Later in the day Katie turned up to keep me company in the beautiful Edwardian Soper Hall and we enjoyed delicious cup cakes from Bake plus more yummy cake and coffee from A Grand Affair served in old china cups. With a sound backdrop of 40s and 50s music we chatted to customers and other stall holders and I ended up spending some of my takings - on vintage children's books and a 60s pale blue Finnish enamel kettle - not a good business model!

By the return journey in the evening I found myself reflecting how lovely it is to meet the people who've bought the things you've made and to be around other people who are selling things that they've made or gathered with love or care.

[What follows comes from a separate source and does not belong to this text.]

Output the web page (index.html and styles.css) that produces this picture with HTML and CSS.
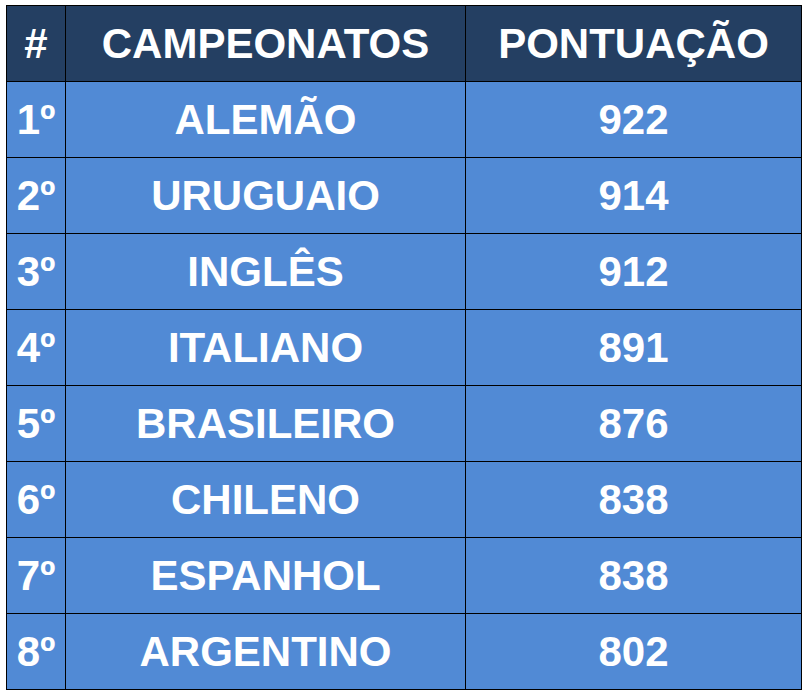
FILE: index.html
```html
<!DOCTYPE html>
<html lang="pt">
<head>
<meta charset="utf-8">
<title>Campeonatos</title>
<link rel="stylesheet" href="styles.css">
</head>
<body>
<table class="ranking">
  <colgroup>
    <col class="c-pos">
    <col class="c-name">
    <col class="c-score">
  </colgroup>
  <thead>
    <tr><th>#</th><th>CAMPEONATOS</th><th>PONTUAÇÃO</th></tr>
  </thead>
  <tbody>
    <tr><td>1º</td><td>ALEMÃO</td><td>922</td></tr>
    <tr><td>2º</td><td>URUGUAIO</td><td>914</td></tr>
    <tr><td>3º</td><td>INGLÊS</td><td>912</td></tr>
    <tr><td>4º</td><td>ITALIANO</td><td>891</td></tr>
    <tr><td>5º</td><td>BRASILEIRO</td><td>876</td></tr>
    <tr><td>6º</td><td>CHILENO</td><td>838</td></tr>
    <tr><td>7º</td><td>ESPANHOL</td><td>838</td></tr>
    <tr><td>8º</td><td>ARGENTINO</td><td>802</td></tr>
  </tbody>
</table>
</body>
</html>
```
FILE: styles.css
```css
html, body {
  margin: 0;
  background: #ffffff;
}
body {
  padding: 5px 0 0 6px;
}
.ranking {
  border-collapse: collapse;
  table-layout: fixed;
  width: 795px;
  font-family: "Liberation Sans", Arial, sans-serif;
  font-weight: bold;
  font-size: 42px;
  color: #ffffff;
}
.c-pos { width: 59px; }
.c-name { width: 400px; }
.c-score { width: 336px; }
.ranking th,
.ranking td {
  border: 1px solid #000000;
  height: 76px;
  padding: 0;
  text-align: center;
  vertical-align: middle;
  box-sizing: border-box;
  line-height: 1;
}
.ranking th {
  background: #243f62;
}
.ranking td {
  background: #518ad5;
}
```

It didn't feel any longer like a step backward - just looping back around on a beautiful walk!

Things from the Cupboard

Home in Scotland a couple of weeks ago I had a search through my old "toy cupboard". We had a boot fair in London a few months ago so I couldn't resist bringing some things back to start filling up the cleared out spaces!


This is a map from 1963 - the year my parents (as newlyweds) went on a road trip to Norway with my grandfather and teenage aunts.







My beloved Tufty Club Book - I thought it was lost so was very happy to discover!
Illustrations are so powerful to children and the emotions they create seem to get so fixed inside us - when I saw these pictures of bonfire night, the naughty weasel and the mole family on a long dark road I remembered how fearful I found them. And it surprises me how gentle the pictures seem when the feelings I can recall are more akin to those created by horror films!

I'm also surprised how things are not nearly as complex as I remember. I loved the tree house Tufty lived in - but now it seems so small and simple - not how it was in my head as a child!



I bought this book with a book token I got as a school prize aged seven for art. My Mum thought prizes were a terrible and unfair thing until I got one! I have just discovered a little about the illustrator Ronald Ferns
http://en.wikipedia.org/wiki/Ronald_Ferns
What a wonderful selection of projects he worked on!